The race to put the first human on Mars is making the race for the moon landing look like child’s play.
Elon Musk’s SpaceX is scouting locations for human habitats, people have started designing Martian living spaces, and NASA managed to successfully touch down on the red planet not too long ago with their InSight lander.
While all this is going on, nobody has stopped to think about what would happen if something already lived there.
Okay, Elon thinks about aliens a lot, but not in any way that’s even remotely productive.

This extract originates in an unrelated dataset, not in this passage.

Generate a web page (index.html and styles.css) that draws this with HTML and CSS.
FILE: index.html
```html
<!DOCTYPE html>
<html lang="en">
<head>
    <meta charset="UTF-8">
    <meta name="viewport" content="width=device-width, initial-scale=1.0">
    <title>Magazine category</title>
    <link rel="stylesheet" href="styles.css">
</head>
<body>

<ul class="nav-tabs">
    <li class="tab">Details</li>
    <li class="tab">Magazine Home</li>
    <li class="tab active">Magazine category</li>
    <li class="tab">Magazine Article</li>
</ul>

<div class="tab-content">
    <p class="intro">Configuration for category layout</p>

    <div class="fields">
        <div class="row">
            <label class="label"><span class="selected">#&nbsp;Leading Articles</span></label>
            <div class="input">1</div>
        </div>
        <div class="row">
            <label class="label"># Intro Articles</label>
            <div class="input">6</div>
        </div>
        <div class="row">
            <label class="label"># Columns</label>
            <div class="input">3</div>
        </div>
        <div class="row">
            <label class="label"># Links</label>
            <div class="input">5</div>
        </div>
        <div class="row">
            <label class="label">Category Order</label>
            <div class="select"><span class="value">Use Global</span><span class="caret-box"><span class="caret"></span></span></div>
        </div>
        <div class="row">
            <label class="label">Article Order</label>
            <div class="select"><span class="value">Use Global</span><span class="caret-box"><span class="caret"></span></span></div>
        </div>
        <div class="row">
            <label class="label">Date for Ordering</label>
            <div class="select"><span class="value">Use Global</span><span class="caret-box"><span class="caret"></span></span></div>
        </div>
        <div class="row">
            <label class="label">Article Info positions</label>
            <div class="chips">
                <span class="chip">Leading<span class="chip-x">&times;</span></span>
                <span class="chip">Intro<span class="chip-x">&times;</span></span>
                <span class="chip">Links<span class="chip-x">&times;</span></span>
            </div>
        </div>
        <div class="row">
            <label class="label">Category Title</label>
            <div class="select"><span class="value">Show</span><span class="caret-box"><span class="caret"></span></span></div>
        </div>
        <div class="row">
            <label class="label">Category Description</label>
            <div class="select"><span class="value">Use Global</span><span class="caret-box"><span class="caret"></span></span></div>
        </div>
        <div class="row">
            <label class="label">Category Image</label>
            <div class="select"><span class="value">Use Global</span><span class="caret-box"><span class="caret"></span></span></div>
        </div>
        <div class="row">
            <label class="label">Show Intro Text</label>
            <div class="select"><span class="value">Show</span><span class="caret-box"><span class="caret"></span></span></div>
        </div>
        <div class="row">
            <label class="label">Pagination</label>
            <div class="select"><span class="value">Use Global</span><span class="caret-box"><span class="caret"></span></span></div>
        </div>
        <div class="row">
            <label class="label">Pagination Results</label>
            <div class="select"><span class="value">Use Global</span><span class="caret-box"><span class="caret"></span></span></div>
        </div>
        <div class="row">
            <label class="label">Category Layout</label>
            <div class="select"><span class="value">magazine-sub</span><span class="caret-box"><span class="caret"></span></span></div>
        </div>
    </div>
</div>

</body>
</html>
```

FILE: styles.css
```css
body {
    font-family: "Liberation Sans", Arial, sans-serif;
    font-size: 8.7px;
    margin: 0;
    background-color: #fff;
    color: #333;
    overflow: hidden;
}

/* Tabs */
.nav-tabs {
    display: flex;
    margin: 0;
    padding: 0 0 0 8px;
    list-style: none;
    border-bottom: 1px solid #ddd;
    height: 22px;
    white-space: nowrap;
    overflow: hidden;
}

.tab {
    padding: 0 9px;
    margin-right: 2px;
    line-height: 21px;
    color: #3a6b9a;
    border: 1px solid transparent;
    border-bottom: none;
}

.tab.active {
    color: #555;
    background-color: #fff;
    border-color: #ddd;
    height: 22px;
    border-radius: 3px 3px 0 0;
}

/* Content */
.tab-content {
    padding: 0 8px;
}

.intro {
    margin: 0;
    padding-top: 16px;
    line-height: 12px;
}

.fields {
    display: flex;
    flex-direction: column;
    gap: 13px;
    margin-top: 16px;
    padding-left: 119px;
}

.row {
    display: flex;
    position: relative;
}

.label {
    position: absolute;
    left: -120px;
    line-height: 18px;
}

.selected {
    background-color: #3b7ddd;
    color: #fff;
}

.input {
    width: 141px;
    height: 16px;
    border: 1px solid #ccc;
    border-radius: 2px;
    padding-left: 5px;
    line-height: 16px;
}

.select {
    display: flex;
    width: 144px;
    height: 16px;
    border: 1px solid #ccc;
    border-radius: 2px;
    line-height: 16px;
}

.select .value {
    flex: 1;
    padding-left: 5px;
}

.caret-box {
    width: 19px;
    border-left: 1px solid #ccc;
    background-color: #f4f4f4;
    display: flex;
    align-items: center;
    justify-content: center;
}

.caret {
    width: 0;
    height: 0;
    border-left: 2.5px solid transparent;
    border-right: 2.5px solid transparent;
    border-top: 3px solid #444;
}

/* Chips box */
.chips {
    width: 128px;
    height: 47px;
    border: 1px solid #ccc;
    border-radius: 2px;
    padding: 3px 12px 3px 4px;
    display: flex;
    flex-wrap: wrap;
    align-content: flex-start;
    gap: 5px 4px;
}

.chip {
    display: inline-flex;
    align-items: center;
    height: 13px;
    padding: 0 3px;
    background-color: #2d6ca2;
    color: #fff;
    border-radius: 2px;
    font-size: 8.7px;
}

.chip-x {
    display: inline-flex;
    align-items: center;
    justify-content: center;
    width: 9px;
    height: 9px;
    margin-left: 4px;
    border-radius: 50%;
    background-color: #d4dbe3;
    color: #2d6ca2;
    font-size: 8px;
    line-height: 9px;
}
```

Now, a former NASA scientist, Gilbert V. Levin, is claiming that the space programme had confirmation of life on Mars almost 40 years ago.
CNN breaks it down:
Levin, who was principal investigator on a NASA experiment that sent Viking landers to Mars in 1976, published an article in the Scientific American journal last Thursday, arguing the experiment’s positive results were proof of life on the red planet.

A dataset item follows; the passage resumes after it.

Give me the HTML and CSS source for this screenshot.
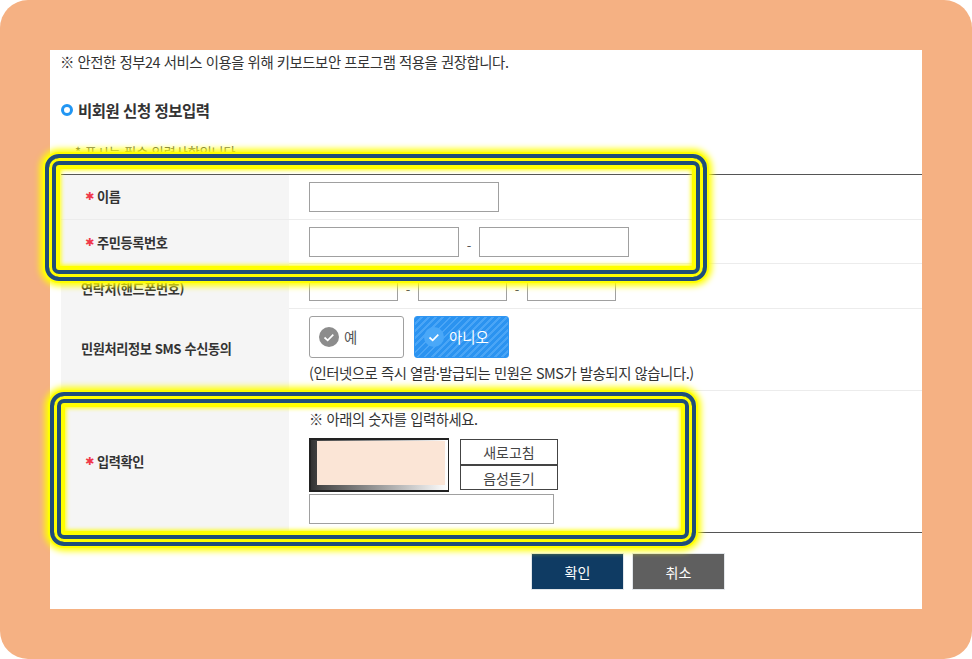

The experiment, called Labeled Release (LR), was designed to test Martian soil for organic matter. “It seemed we had answered that ultimate question,” Levin wrote in the article.
In the experiment, the Viking probes placed nutrients in soil samples from Mars.
If life were present, it would consume the food and leave gaseous traces of its metabolism, which radioactive monitors would then detect.
To make sure it was a biological reaction, the test was repeated after cooking the soil, which would prove lethal to known life. If there was a measurable reaction in the first and not the second sample, that would suggest biological forces at work — and that’s exactly what happened, according to Levin.
Other experiments yielded different results, though, so they dismissed the positive result as a false positive.
“NASA concluded that the LR had found a substance mimicking life, but not life,” said Levin in his article. “Inexplicably, over the 43 years since Viking, none of NASA’s subsequent Mars landers has carried a life detection instrument to follow up on these exciting results.”
But now, decades later, there are more and more promising signs. NASA’s Curiosity rover found organic matter on Mars in 2018, and just last week it found sediments that suggest there were once ancient salty lakes on the surface of Mars.
Levin is sticking to his guns and is convinced that what they found was proof of life.
“What is the evidence against the possibility of life on Mars?” Levin wrote. “The astonishing fact is that there is none.”
The 2020 Mars lander will not be equipped with a life-detection test, according to Levin.
“In keeping with well-established scientific protocol, I believe an effort should be made to put life detection experiments on the next Mars mission possible.”
When — or if — NASA finds life on Mars, the world may not be ready for the discovery, the agency chief says
He proposed that the LR experiment be repeated on Mars, with certain amendments, and then have its data studied by a panel of experts.
I think that’s a great idea.
We don’t want too many surprises if we ever make it up there.